Building traditions in your family's celebrations makes the season so meaningful and memorable as the years go by. An Advent wreath can make your evening meal festive and prayerful. Lighting an additional candle each Sunday and continuing to light them during the week helps keep everyone focused on the Advent season and the reason for the building excitement as Christmas draws near.
The traditional Advent Wreath has beautiful versions now available for sharing with your family. Set it on your dinner table while the lights grow brighter over the Advent weeks.
The Tradition of the Advent Wreath
In my family growing up, we celebrated the season of Advent with an Advent wreath set in the middle of our dining room table. I also remember the Advent wreath near the altar in church and another one in my classroom near the teacher's desk. We colored paper wreaths in the early grades and talked about how many candles we could light when and what the meaning of the waiting period for Christmas was all about.
All of these activities were very meaningful to me as a child and are still important to my life as an adult. The circle of the Advent wreath is a symbol of eternity, the green branches remind us again of the never changing love and life of the Trinity. The three purple candles, purple being the liturgical color of the season, represent repentance -- turning from our distractions and towards God. The pink candle, which is lit on the third Sunday, expresses the hope we have that the Messiah is coming. When we pray, we are entering a quiet place in our hearts where we can listen and hear the word of God.
For an Advent Celebration with a Celtic Flavor
These Advent wreath are gorgeous with their metal base engraved with Celtic knots and symbols. The ancient Celts were known for their metal work, and these wreaths reflect that heritage.
The first of these Celtic Advent wreaths is 8 1/2 " in diameter and is made of pewter. Its surface is covered with Celtic knots and its entire form is that of a Celtic Cross. There are four candle holders for the weeks of Advent for holding the three purple candles and the one pink candle and a fifth candle holder in the middle for the white candle for Christmas morning. The same company makes an identical Advent wreath in bronze if you prefer that look.
The green wreath in the middle is inscribed with these words from an ancient Celtic prayer: As I light this flame, I lay myself before Thee. The wreath is in the shape of a Celtic cross and is adorned with knots inspired by the Book of Kells. The whole wreath is 7" in diameter and is made of solid bronze inlayed with green enamel.
The third wreath has a wooden look but is really cast in resin. It is in the shape of the Trinity Knot recalling the Father, Son, and Holy Spirit of the Christian faith. There are holders for the traditional four candles representing the weeks of Advent, but without the center candle for Christmas morning. This is the largest of the three at 12 1/2" x 11 3/8" x 1 1/4". It includes a pamphlet with an Advent ceremony ready to go. It is also the only one of the three that includes the candles.
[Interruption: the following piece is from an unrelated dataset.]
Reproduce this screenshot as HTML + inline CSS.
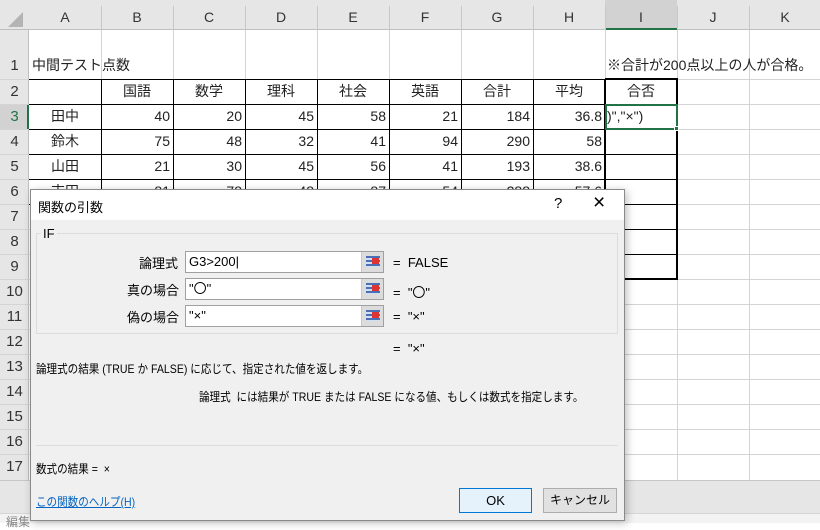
<!DOCTYPE html>
<html><head><meta charset="utf-8"><style>
*{margin:0;padding:0;box-sizing:border-box}
body{width:820px;height:523px;overflow:hidden;position:relative;background:#fff;font-family:"Liberation Sans","Noto Sans CJK JP",sans-serif;font-size:14px;color:#222}
.a{position:absolute;white-space:nowrap}
.hl{position:absolute;height:1px;background:#d4d4d4}
.vl{position:absolute;width:1px;background:#d4d4d4}
.bk{background:#000}
.ch{position:absolute;top:0;height:30px;line-height:34px;text-align:center;font-size:14px;color:#333}
.rh{position:absolute;left:0;width:29px;text-align:center;font-size:15px;color:#333;height:25px;line-height:25px}
.c{position:absolute;height:25px;line-height:25px;font-size:14px;color:#222}
.r{text-align:right;padding-right:3px}
.m{text-align:center}
.d{font-size:12px;color:#000}
.sx{transform:scaleX(0.88);transform-origin:0 0}
.inp{position:absolute;left:185px;width:199px;height:22px;background:#fff;border:1px solid #a0a0a0;font-size:13px;line-height:20px;padding-left:3px;color:#000}
.ic{position:absolute;right:0;top:0;width:22px;height:20px;background:#dcdcdc;border-left:1px solid #c8c8c8}
.ic:before{content:"";position:absolute;left:4px;top:4px;width:14px;height:11px;background:repeating-linear-gradient(#4a6fb5 0 2px,#cfe0f5 2px 4px)}
.ic:after{content:"";position:absolute;left:10px;top:6px;width:7px;height:6px;background:#d33}
</style></head><body>
<div class="a" style="left:0;top:0;width:820px;height:30px;background:#e6e6e6;border-bottom:1px solid #bfbfbf"></div>
<div class="a" style="left:0;top:30px;width:29px;height:450px;background:#e6e6e6;border-right:1px solid #bfbfbf"></div>
<div class="a" style="left:605px;top:0;width:72px;height:30px;background:#d2d2d2;border-bottom:2px solid #217346"></div>
<div class="a" style="left:0;top:104px;width:29px;height:25px;background:#d2d2d2;border-right:2px solid #217346"></div>
<div class="a" style="left:8px;top:12px;width:0;height:0;border-left:15px solid transparent;border-bottom:15px solid #b4b4b4"></div>
<div class="ch" style="left:29px;width:72px">A</div>
<div class="ch" style="left:101px;width:72px">B</div>
<div class="ch" style="left:173px;width:72px">C</div>
<div class="ch" style="left:245px;width:72px">D</div>
<div class="ch" style="left:317px;width:72px">E</div>
<div class="ch" style="left:389px;width:72px">F</div>
<div class="ch" style="left:461px;width:72px">G</div>
<div class="ch" style="left:533px;width:72px">H</div>
<div class="ch" style="left:605px;width:72px">I</div>
<div class="ch" style="left:677px;width:72px">J</div>
<div class="ch" style="left:749px;width:72px">K</div>
<div class="vl" style="left:101px;top:6px;height:24px;background:#c8c8c8"></div>
<div class="vl" style="left:173px;top:6px;height:24px;background:#c8c8c8"></div>
<div class="vl" style="left:245px;top:6px;height:24px;background:#c8c8c8"></div>
<div class="vl" style="left:317px;top:6px;height:24px;background:#c8c8c8"></div>
<div class="vl" style="left:389px;top:6px;height:24px;background:#c8c8c8"></div>
<div class="vl" style="left:461px;top:6px;height:24px;background:#c8c8c8"></div>
<div class="vl" style="left:533px;top:6px;height:24px;background:#c8c8c8"></div>
<div class="vl" style="left:605px;top:6px;height:24px;background:#c8c8c8"></div>
<div class="vl" style="left:677px;top:6px;height:24px;background:#c8c8c8"></div>
<div class="vl" style="left:749px;top:6px;height:24px;background:#c8c8c8"></div>
<div class="vl" style="left:101px;top:30px;height:450px"></div>
<div class="vl" style="left:173px;top:30px;height:450px"></div>
<div class="vl" style="left:245px;top:30px;height:450px"></div>
<div class="vl" style="left:317px;top:30px;height:450px"></div>
<div class="vl" style="left:389px;top:30px;height:450px"></div>
<div class="vl" style="left:461px;top:30px;height:450px"></div>
<div class="vl" style="left:533px;top:30px;height:450px"></div>
<div class="vl" style="left:605px;top:30px;height:450px"></div>
<div class="vl" style="left:677px;top:30px;height:450px"></div>
<div class="vl" style="left:749px;top:30px;height:450px"></div>
<div class="hl" style="left:0;width:820px;top:79px"></div>
<div class="hl" style="left:0;width:820px;top:104px"></div>
<div class="hl" style="left:0;width:820px;top:129px"></div>
<div class="hl" style="left:0;width:820px;top:154px"></div>
<div class="hl" style="left:0;width:820px;top:179px"></div>
<div class="hl" style="left:0;width:820px;top:204px"></div>
<div class="hl" style="left:0;width:820px;top:229px"></div>
<div class="hl" style="left:0;width:820px;top:254px"></div>
<div class="hl" style="left:0;width:820px;top:279px"></div>
<div class="hl" style="left:0;width:820px;top:304px"></div>
<div class="hl" style="left:0;width:820px;top:329px"></div>
<div class="hl" style="left:0;width:820px;top:354px"></div>
<div class="hl" style="left:0;width:820px;top:379px"></div>
<div class="hl" style="left:0;width:820px;top:404px"></div>
<div class="hl" style="left:0;width:820px;top:429px"></div>
<div class="hl" style="left:0;width:820px;top:454px"></div>
<div class="hl bk" style="left:29px;width:649px;top:79px"></div>
<div class="hl bk" style="left:29px;width:649px;top:104px"></div>
<div class="hl bk" style="left:29px;width:649px;top:129px"></div>
<div class="hl bk" style="left:29px;width:649px;top:154px"></div>
<div class="hl bk" style="left:29px;width:649px;top:179px"></div>
<div class="hl bk" style="left:29px;width:649px;top:204px"></div>
<div class="hl bk" style="left:605px;width:73px;top:229px"></div>
<div class="hl bk" style="left:605px;width:73px;top:254px"></div>
<div class="hl bk" style="left:605px;width:73px;top:278px;height:2px"></div>
<div class="vl bk" style="left:101px;top:79px;height:126px"></div>
<div class="vl bk" style="left:173px;top:79px;height:126px"></div>
<div class="vl bk" style="left:245px;top:79px;height:126px"></div>
<div class="vl bk" style="left:317px;top:79px;height:126px"></div>
<div class="vl bk" style="left:389px;top:79px;height:126px"></div>
<div class="vl bk" style="left:461px;top:79px;height:126px"></div>
<div class="vl bk" style="left:533px;top:79px;height:126px"></div>
<div class="vl bk" style="left:604px;top:79px;height:201px;width:2px"></div>
<div class="vl bk" style="left:676px;top:79px;height:201px;width:2px"></div>
<div class="a" style="left:605px;top:78px;width:73px;height:2px;background:#000"></div>
<div class="a" style="left:605px;top:104px;width:73px;height:26px;border:2px solid #217346;background:#fff"></div>
<div class="a" style="left:674px;top:126px;width:5px;height:5px;background:#217346;border:1px solid #fff"></div>
<div class="rh" style="top:53px">1</div>
<div class="rh" style="top:79px">2</div>
<div class="rh" style="top:104px;color:#217346">3</div>
<div class="rh" style="top:129px">4</div>
<div class="rh" style="top:154px">5</div>
<div class="rh" style="top:179px">6</div>
<div class="rh" style="top:204px">7</div>
<div class="rh" style="top:229px">8</div>
<div class="rh" style="top:254px">9</div>
<div class="rh" style="top:279px">10</div>
<div class="rh" style="top:304px">11</div>
<div class="rh" style="top:329px">12</div>
<div class="rh" style="top:354px">13</div>
<div class="rh" style="top:379px">14</div>
<div class="rh" style="top:404px">15</div>
<div class="rh" style="top:429px">16</div>
<div class="rh" style="top:454px">17</div>
<div class="c" style="left:32px;top:53px">中間テスト点数</div>
<div class="c" style="left:607px;top:53px">※合計が200点以上の人が合格。</div>
<div class="c m" style="left:101px;width:72px;top:79px">国語</div>
<div class="c m" style="left:173px;width:72px;top:79px">数学</div>
<div class="c m" style="left:245px;width:72px;top:79px">理科</div>
<div class="c m" style="left:317px;width:72px;top:79px">社会</div>
<div class="c m" style="left:389px;width:72px;top:79px">英語</div>
<div class="c m" style="left:461px;width:72px;top:79px">合計</div>
<div class="c m" style="left:533px;width:72px;top:79px">平均</div>
<div class="c m" style="left:605px;width:72px;top:79px">合否</div>
<div class="c m" style="left:29px;width:72px;top:104px">田中</div>
<div class="c m" style="left:29px;width:72px;top:129px">鈴木</div>
<div class="c m" style="left:29px;width:72px;top:154px">山田</div>
<div class="c r" style="left:101px;width:72px;top:104px">40</div><div class="c r" style="left:173px;width:72px;top:104px">20</div><div class="c r" style="left:245px;width:72px;top:104px">45</div><div class="c r" style="left:317px;width:72px;top:104px">58</div><div class="c r" style="left:389px;width:72px;top:104px">21</div><div class="c r" style="left:461px;width:72px;top:104px">184</div><div class="c r" style="left:533px;width:72px;top:104px">36.8</div>
<div class="c r" style="left:101px;width:72px;top:129px">75</div><div class="c r" style="left:173px;width:72px;top:129px">48</div><div class="c r" style="left:245px;width:72px;top:129px">32</div><div class="c r" style="left:317px;width:72px;top:129px">41</div><div class="c r" style="left:389px;width:72px;top:129px">94</div><div class="c r" style="left:461px;width:72px;top:129px">290</div><div class="c r" style="left:533px;width:72px;top:129px">58</div>
<div class="c r" style="left:101px;width:72px;top:154px">21</div><div class="c r" style="left:173px;width:72px;top:154px">30</div><div class="c r" style="left:245px;width:72px;top:154px">45</div><div class="c r" style="left:317px;width:72px;top:154px">56</div><div class="c r" style="left:389px;width:72px;top:154px">41</div><div class="c r" style="left:461px;width:72px;top:154px">193</div><div class="c r" style="left:533px;width:72px;top:154px">38.6</div>
<div class="c r" style="left:101px;width:72px;top:179px">81</div><div class="c r" style="left:173px;width:72px;top:179px">78</div><div class="c r" style="left:245px;width:72px;top:179px">48</div><div class="c r" style="left:317px;width:72px;top:179px">87</div><div class="c r" style="left:389px;width:72px;top:179px">54</div><div class="c r" style="left:461px;width:72px;top:179px">288</div><div class="c r" style="left:533px;width:72px;top:179px">57.6</div>
<div class="c m" style="left:29px;width:72px;top:179px">吉田</div>
<div class="c" style="left:607px;top:104px">)","×")</div>
<div class="a" style="left:0;top:480px;width:820px;height:33px;background:#e6e6e6;border-top:1px solid #c6c6c6"></div>
<div class="a" style="left:0;top:513px;width:820px;height:10px;background:#f3f3f3;border-top:1px solid #d6d6d6;font-size:12px;line-height:16px;padding-left:6px;color:#888">編集</div>
<div class="a" style="left:30px;top:189px;width:595px;height:332px;background:#f0f0f0;border:1px solid #8a8a8a;box-shadow:2px 2px 8px rgba(0,0,0,.25)">
<div class="a" style="left:0;top:0;width:593px;height:30px;background:#fff"></div>
<div class="a d" style="left:7px;top:7px;font-size:13px">関数の引数</div>
<div class="a" style="left:523px;top:5px;font-size:15px;color:#000">?</div>
<div class="a" style="left:562px;top:1px;font-size:21px;color:#000">×</div>
<div class="a" style="left:5px;top:43px;width:582px;height:101px;border:1px solid #dcdcdc"></div>
<div class="a d" style="left:10px;top:36px;background:#f0f0f0;padding:0 2px;font-size:13px">IF</div>
<div class="a d" style="left:108px;top:63px;width:38px;text-align:right;font-size:13px">論理式</div>
<div class="a d" style="left:96px;top:90px;width:50px;text-align:right;font-size:13px">真の場合</div>
<div class="a d" style="left:96px;top:117px;width:50px;text-align:right;font-size:13px">偽の場合</div>
<div class="inp" style="left:154px;top:61px">G3&gt;200|<div class="ic"></div></div>
<div class="inp" style="left:154px;top:88px">"〇"<div class="ic"></div></div>
<div class="inp" style="left:154px;top:115px">"×"<div class="ic"></div></div>
<div class="a d" style="left:362px;top:65px;font-size:13px">=&nbsp;&nbsp;FALSE</div>
<div class="a d" style="left:362px;top:92px;font-size:13px">=&nbsp;&nbsp;"〇"</div>
<div class="a d" style="left:362px;top:119px;font-size:13px">=&nbsp;&nbsp;"×"</div>
<div class="a d" style="left:362px;top:151px;font-size:13px">=&nbsp;&nbsp;"×"</div>
<div class="a d sx" style="left:5px;top:170px">論理式の結果 (TRUE か FALSE) に応じて、指定された値を返します。</div>
<div class="a d sx" style="left:168px;top:198px">論理式&nbsp;&nbsp;には結果が TRUE または FALSE になる値、もしくは数式を指定します。</div>
<div class="a" style="left:5px;top:255px;width:582px;height:1px;background:#dcdcdc"></div>
<div class="a d sx" style="left:5px;top:270px">数式の結果 =&nbsp;&nbsp;×</div>
<div class="a sx" style="left:5px;top:303px;font-size:12px;color:#0563c1;text-decoration:underline">この関数のヘルプ(H)</div>
<div class="a" style="left:428px;top:298px;width:73px;height:25px;background:#e5f1fb;border:1px solid #0078d7;text-align:center;line-height:23px;font-size:13px;color:#000">OK</div>
<div class="a" style="left:512px;top:298px;width:74px;height:25px;background:#e1e1e1;border:1px solid #adadad;text-align:center;line-height:23px;font-size:12px;color:#000">キャンセル</div>
</div>
</body></html>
Creating Your Own Family Ritual
Ready to Go?
So now that you've got your wreath, your candles, and a little book of prayers, you are all set to pray around your Advent wreath as you light the candles with your family.
You can make your Advent wreath celebration as rich or as simple as you want. Some families like to read from Scripture, whether from the New Testament or from some of the Old Testament prophets, such as Isaiah who prophesied the coming of the Messiah. Others like to read Psalms or to pray simply from the heart. A book such as the one above may be helpful to give you structure you can read from. Some families simply light the candles in silence. Whatever you decide to do, your family meal will be enriched by the experience.
We are living in a time when these devotions, though they seem to be dying out, are more necessary than ever. I suppose every generation has the experience both of great darkness but also of great hope for the future. We of our times need to strengthen ourselves for the tough times we are facing. Praying around the dinner table is something that binds us together, bringing inner peace as well.